Good observation! But we need a new word for this phenomenon of next-stage gentrification. A word for what happens when the gentry get pushed out by well-heeled temporary visitors. Cancunification?

Cancunification? Middle income Cancun fits well =) It's not expected that tourists will pay higher rent than locals in desirable locations of London or Zürich.

However, Cancun is a ~40 year old development. The rich just build new things as far away as possible from the urban center. No one is gentrifying lower income neighborhoods.

This seems like asking how much "loss" single renters "suffer" when roommates share an apartment or how much car owners "suffer" when bus riders bid against them for gasoline. How much do non-cyclists suffer when corporations "divert" resources towards producing bicycles to capture more profit?
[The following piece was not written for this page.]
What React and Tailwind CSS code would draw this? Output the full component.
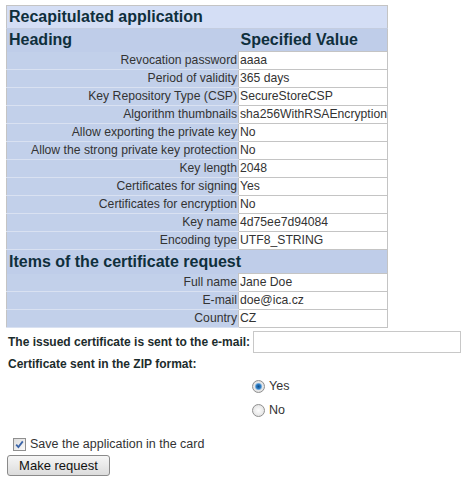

Who knew that gay couples imposed "losses" on straight couples by competing for wedding resources?

I didn't realize that I suffered losses every time anyone allocated resources towards serving some customer other than me.

I too found the explanation odd. There is a total amount of benefit (or loss?) from ABB compared to what? That benefit/loss is then shared among owners and users of ABB properties, taxpayers, and other owners and users of other properties. But how? It certainly does not explain why ABB is not popular in cities where it exists.

What does "mm" mean in "$178mm per annum"?

There are many reasons why rents are high in New York City.

One is geography: four of its five boroughs are islands, or are on islands, and this restricts transportation from outer areas.

But there's also the high regulatory burden in tearing down an existing, small building to build a new, larger one on the same site and, in general, a high and costly regulatory burden to build just about anything. Plus the high cost of construction in this union-friendly city.

When I think of Airbnb being a burden on others I tend to think of the nuisance value of living next to an Airbnb party house, but, if we're looking at monetized costs, how do these compare with the other contributors toward high rents in NYC?